(or) Does the Universe Care if We Have Longer Hamstrings?
I was trying to get deeper, and I was pushing as hard as I could. I held my breath and gritted my teeth. Don’t release until she says it’s time. Push harder, I said to myself. Give it all you’ve got. Every sports cliché in the world was running through my mind when this beautiful woman finally spoke. With my hamstrings cramping, her words stopped me in my tracks.
“The universe doesn’t need more people with longer hamstrings.”
Head out of the gutter; this happened in yoga class.
Her words seemed innocuous enough at the time. Yoga teachers cajole us to be compassionate with ourselves. They tell us to be in the moment and to forget about results. Yet for many athletes/yogis, myself included, we are there to improve. We want to get somewhere—to a certain weight or to a certain degree of flexibility. And since many of us are running “no pain no gain” software, that means we’re there to push ourselves. We measure success with results.
My plan was to launch my blog with a column about how I lost 60 pounds. In a world where it seems like everyone is looking for ways to lose weight, it was a practical decision. But since the focus of my writing is about making choices, I chose to start by challenging you, my readers, and myself to get better at asking questions. Okay, so I lost all this weight, but am I really better off because of it?
(Don’t fret; my next post will be about how I lost 60 pounds.)
You’ll start to notice that while I like to “debate” both sides of an issue, I don’t pick a winner. By approaching things from many angles, it forces us to ask better questions and ultimately make better choices for ourselves. What may seem best for me today may not work best for you today. And it may not work for me tomorrow.
My brother, the sage, likes to say that our day starts off better when we put on our pants in the morning and they’re a little loose. I can’t deny that I feel a lot better and have more energy in the absence of lugging around all that extra weight. That energy makes me feel better, which in turn, elevates those around me. I enjoy being in my body more. I look forward to exercising. I have more confidence in just about every situation.
But am I more lovable? During a game of duck-duck-goose, do my godkids care whether Uncle Greg has a gut or not? Is a smile any less impactful when there’s a triple chin beneath it? Does my upper-body strength have anything to do with allowing another driver to take the parking spot I had my eye on?
My friend Mark once told me that people are like bells. The “wax” that builds up on top of us could be excess weight, toxins, grudges, limiting beliefs, or fears. That’s why the term “transformational work” is really a misnomer. It’s not about transforming; it’s simply about getting rid of the wax so the bell (who we really are) can shine brighter and ring clearer. Losing all that weight didn’t change who I was; I’m still the same bell. Now you just don’t have to get past as much wax to see and hear who I really am.

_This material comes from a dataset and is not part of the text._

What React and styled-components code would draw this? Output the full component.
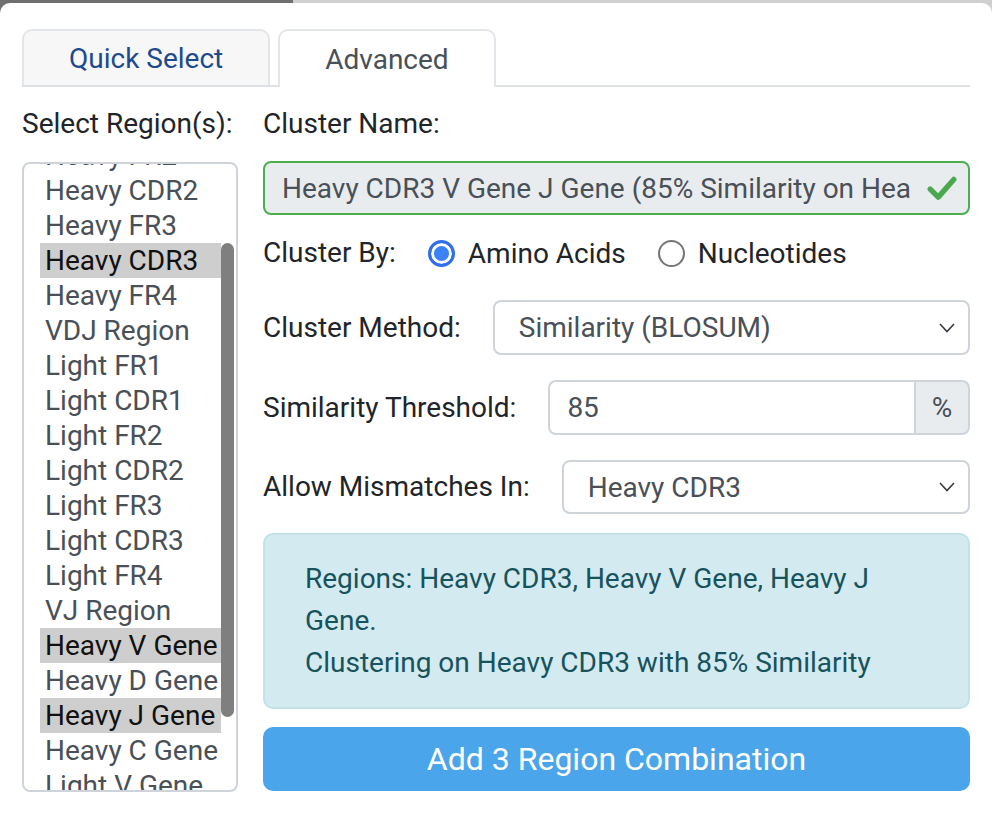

Perhaps I’m leading with this column as a disclaimer. For all I will write about peeling off the wax, flushing toxins, ramping up metabolism and the like, I don’t want to lose sight of the fact that we must cherish who we are right now. We don’t need to transform. If anything, we need to appreciate who we are and re-connect to that essence. We can work on clearing the wax, but we can’t forget that it’s the bell and not the wax that matters. Love is in our heart, not in our hips.
When I think back to that yoga class, I realize that by trying to get somewhere, it took me out of the moment—a moment that is gone forever. It makes me wonder what I may have missed out on while I was waiting to lose weight to fully express myself. Yes, I’m glad I lost the weight. But it’s more important to me that I don’t lose the lesson: to love and accept myself as I am, hamstrings be damned.
Leave it to a woman of eighty-nine years to sum it up best. “Just be yourself. Everyone else is already taken.”